### [Work required]
Where a line contains the word "this", copy that line.

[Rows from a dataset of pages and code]
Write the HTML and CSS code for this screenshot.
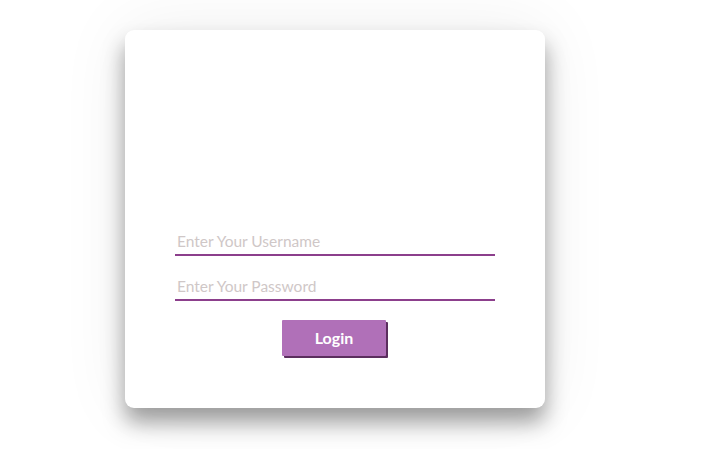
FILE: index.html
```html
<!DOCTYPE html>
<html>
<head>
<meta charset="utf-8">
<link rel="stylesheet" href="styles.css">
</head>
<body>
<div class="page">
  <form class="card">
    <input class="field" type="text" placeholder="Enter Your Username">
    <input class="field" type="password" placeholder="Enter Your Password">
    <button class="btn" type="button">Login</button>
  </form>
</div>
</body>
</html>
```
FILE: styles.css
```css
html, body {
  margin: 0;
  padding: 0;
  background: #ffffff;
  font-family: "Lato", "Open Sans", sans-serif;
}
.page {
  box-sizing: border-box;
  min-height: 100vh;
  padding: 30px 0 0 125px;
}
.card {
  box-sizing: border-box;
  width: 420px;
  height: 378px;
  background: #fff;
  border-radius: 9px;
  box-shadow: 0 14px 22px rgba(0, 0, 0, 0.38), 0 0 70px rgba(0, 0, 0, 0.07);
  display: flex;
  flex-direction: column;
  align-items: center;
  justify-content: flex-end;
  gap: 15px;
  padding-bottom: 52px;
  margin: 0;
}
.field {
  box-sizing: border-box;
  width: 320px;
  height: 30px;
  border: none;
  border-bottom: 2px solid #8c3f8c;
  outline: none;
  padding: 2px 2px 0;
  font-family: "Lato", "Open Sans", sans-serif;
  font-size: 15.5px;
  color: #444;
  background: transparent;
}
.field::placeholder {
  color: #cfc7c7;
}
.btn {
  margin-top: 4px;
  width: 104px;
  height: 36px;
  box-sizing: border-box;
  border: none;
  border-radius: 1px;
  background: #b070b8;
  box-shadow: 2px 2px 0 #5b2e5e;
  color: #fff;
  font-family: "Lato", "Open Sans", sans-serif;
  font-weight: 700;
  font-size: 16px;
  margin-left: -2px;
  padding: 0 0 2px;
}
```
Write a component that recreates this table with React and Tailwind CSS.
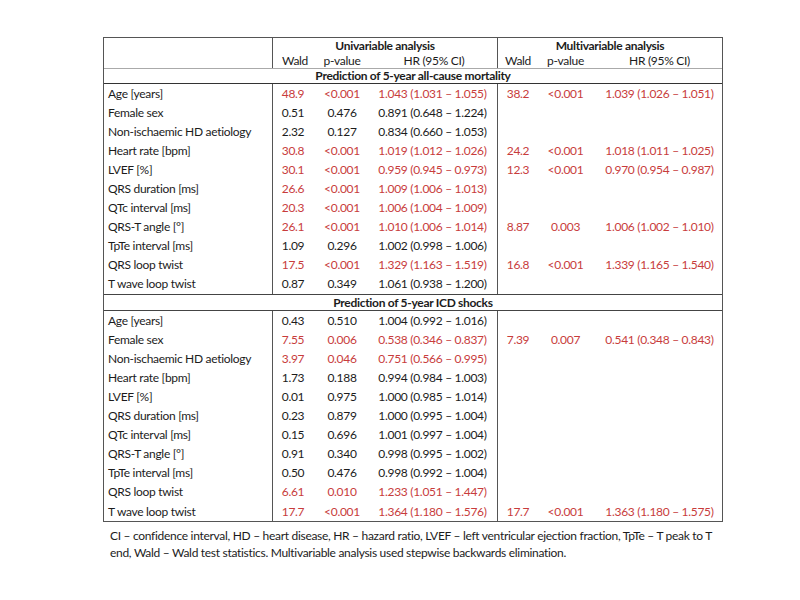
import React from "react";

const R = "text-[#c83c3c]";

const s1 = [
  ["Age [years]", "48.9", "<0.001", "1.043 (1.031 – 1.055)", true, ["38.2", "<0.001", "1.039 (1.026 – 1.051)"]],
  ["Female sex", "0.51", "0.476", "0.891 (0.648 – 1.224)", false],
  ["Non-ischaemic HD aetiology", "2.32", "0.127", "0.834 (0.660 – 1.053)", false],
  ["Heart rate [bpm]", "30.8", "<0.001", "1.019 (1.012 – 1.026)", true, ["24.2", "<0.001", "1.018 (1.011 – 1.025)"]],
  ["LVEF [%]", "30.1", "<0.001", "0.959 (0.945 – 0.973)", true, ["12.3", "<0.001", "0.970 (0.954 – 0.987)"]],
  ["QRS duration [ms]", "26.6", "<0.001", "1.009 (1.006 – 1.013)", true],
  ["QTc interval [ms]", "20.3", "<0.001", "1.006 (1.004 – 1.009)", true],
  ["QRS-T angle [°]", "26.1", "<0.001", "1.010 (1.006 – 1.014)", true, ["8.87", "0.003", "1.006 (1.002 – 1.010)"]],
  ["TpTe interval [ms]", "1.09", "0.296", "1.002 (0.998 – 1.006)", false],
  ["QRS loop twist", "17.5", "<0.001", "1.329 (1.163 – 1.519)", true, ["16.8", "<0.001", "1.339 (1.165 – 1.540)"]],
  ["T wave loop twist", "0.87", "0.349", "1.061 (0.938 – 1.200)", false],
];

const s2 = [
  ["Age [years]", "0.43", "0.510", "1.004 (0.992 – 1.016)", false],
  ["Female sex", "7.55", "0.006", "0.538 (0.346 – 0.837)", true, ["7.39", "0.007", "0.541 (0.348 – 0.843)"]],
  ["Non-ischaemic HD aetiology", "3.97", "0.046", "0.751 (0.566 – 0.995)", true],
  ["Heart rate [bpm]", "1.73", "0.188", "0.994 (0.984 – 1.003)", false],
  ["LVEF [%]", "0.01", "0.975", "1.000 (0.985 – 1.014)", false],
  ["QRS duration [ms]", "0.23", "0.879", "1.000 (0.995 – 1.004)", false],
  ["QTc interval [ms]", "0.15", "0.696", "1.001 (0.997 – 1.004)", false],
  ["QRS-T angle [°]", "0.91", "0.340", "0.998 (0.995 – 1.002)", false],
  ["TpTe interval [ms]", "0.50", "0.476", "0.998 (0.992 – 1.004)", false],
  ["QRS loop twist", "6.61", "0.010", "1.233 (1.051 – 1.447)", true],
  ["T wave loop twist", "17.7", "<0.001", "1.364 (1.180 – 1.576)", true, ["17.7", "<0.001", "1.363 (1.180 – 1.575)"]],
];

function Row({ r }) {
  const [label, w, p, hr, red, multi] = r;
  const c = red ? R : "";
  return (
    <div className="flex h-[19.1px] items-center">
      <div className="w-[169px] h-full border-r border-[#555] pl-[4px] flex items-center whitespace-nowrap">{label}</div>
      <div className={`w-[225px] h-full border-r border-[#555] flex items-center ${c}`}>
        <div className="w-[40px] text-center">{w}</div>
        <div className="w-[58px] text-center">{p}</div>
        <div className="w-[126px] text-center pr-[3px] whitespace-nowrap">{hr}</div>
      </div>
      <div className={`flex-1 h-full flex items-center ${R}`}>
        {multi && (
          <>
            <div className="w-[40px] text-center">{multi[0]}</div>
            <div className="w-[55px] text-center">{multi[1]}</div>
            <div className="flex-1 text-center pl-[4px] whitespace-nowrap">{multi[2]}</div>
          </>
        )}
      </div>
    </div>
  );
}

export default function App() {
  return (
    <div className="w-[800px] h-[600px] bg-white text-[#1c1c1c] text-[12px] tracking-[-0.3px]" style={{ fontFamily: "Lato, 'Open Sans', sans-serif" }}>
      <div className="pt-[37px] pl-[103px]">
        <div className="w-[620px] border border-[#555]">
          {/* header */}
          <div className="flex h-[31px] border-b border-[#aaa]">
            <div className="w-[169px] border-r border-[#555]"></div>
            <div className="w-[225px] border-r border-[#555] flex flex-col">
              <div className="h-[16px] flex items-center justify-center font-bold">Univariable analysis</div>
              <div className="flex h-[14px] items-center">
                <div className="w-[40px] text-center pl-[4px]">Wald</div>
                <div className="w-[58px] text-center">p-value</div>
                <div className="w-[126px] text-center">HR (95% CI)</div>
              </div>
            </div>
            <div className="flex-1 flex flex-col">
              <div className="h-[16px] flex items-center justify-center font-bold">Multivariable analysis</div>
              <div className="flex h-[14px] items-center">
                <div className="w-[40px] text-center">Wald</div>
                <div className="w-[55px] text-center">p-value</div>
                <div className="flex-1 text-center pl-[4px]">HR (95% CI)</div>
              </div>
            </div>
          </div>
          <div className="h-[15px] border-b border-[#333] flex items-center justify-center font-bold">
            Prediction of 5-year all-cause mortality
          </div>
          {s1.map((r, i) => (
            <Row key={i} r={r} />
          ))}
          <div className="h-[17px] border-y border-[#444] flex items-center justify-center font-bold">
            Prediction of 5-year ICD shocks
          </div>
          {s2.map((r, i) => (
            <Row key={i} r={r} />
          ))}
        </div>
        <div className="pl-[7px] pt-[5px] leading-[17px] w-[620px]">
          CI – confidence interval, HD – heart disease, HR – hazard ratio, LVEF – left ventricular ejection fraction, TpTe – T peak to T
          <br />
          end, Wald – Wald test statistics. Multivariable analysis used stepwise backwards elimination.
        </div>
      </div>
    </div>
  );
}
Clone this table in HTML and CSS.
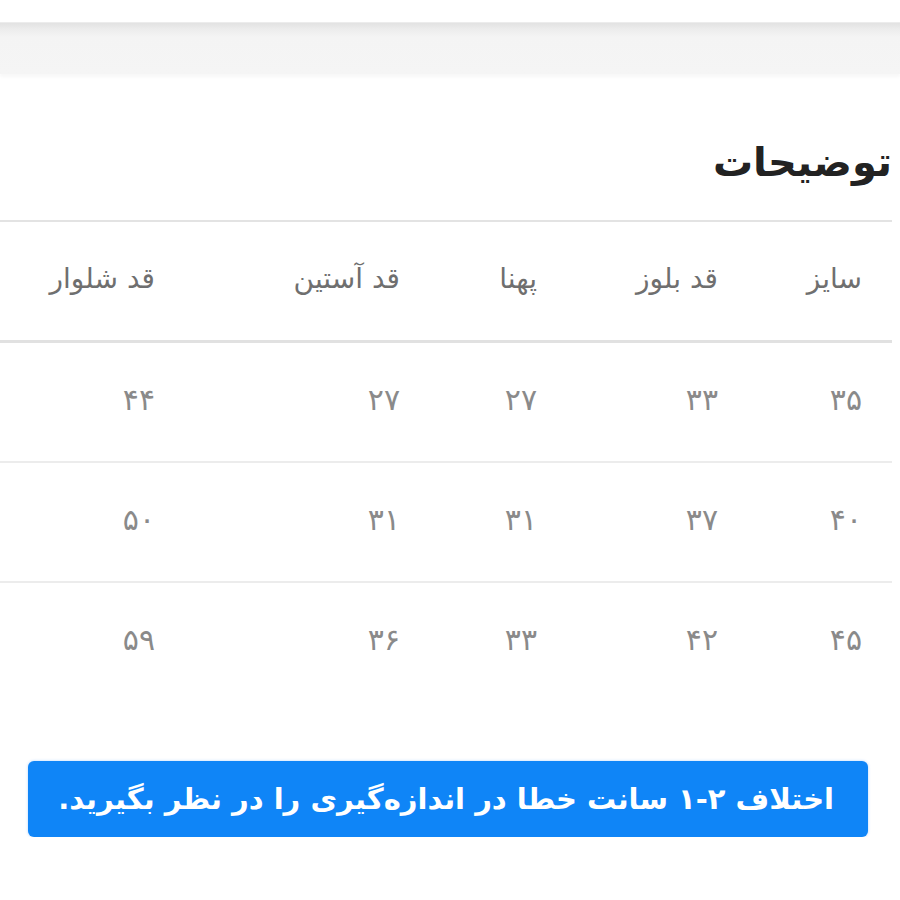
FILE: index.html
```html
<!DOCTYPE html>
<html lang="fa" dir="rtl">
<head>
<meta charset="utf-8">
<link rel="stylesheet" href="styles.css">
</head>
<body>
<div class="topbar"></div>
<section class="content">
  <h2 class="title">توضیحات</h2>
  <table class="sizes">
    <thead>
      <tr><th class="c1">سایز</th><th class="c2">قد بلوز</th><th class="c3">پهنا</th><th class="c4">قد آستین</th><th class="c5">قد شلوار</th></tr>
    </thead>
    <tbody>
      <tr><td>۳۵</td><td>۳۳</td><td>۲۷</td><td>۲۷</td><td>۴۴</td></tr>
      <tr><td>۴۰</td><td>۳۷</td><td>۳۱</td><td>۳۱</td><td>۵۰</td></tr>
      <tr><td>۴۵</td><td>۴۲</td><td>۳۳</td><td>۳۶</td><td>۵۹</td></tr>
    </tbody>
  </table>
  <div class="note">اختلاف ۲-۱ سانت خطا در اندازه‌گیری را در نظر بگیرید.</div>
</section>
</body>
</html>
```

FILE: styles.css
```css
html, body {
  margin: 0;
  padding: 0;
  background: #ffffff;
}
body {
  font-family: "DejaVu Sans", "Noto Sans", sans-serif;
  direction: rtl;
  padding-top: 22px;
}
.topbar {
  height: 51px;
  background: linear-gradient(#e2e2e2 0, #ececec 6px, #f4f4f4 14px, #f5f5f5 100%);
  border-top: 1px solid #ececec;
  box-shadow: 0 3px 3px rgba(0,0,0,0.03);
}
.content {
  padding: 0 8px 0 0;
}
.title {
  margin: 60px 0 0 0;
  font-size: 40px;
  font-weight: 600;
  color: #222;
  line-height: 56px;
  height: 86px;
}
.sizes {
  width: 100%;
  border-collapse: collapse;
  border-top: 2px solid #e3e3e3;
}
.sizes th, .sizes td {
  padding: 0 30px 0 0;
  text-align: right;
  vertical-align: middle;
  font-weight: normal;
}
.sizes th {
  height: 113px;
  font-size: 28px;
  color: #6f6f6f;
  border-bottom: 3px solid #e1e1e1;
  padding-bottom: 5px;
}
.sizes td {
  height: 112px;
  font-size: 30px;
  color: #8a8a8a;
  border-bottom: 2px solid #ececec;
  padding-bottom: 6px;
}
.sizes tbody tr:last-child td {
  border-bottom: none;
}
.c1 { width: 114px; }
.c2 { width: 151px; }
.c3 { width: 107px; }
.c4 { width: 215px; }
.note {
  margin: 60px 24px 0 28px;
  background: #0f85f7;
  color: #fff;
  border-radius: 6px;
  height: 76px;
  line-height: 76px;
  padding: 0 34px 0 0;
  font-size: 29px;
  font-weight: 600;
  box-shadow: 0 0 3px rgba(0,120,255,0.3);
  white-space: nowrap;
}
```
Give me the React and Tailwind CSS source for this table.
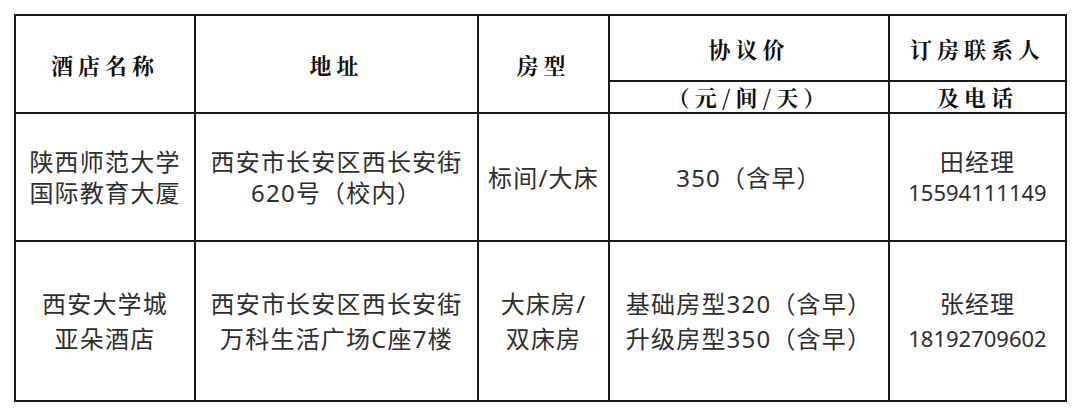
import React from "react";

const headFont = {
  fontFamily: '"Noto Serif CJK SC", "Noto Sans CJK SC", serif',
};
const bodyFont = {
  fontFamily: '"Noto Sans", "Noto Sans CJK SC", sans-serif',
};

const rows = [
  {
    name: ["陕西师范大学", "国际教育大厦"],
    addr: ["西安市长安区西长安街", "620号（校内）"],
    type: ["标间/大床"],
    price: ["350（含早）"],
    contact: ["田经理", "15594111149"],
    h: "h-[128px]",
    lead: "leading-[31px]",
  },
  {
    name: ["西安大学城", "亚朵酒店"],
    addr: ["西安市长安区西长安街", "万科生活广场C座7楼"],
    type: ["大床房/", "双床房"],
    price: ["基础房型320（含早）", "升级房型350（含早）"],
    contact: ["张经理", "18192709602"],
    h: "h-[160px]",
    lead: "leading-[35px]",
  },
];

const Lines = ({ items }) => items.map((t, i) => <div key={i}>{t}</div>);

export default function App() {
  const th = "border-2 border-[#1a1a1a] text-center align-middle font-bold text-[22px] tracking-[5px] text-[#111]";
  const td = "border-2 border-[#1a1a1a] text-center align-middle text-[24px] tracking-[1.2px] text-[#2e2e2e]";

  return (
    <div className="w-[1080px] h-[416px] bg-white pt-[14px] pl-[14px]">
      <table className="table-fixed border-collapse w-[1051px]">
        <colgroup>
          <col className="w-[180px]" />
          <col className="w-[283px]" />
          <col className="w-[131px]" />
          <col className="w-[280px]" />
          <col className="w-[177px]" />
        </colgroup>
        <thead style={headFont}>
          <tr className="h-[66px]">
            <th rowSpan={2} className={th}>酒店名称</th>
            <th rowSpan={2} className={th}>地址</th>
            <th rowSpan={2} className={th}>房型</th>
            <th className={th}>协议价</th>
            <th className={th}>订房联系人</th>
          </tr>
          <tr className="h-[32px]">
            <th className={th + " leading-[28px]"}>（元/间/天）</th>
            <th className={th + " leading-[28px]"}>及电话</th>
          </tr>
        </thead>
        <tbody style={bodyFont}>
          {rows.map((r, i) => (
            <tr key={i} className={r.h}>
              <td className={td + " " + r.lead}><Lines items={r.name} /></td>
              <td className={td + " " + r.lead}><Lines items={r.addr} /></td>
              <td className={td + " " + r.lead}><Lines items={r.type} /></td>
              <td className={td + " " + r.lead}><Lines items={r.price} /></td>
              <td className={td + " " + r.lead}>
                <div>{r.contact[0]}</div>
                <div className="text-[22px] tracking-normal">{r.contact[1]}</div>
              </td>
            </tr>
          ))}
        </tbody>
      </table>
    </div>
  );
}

### [Result]
Write the HTML and CSS code for this screenshot.
Write a component that recreates this table with React and Tailwind CSS.
Clone this table in HTML and CSS.
Give me the React and Tailwind CSS source for this table.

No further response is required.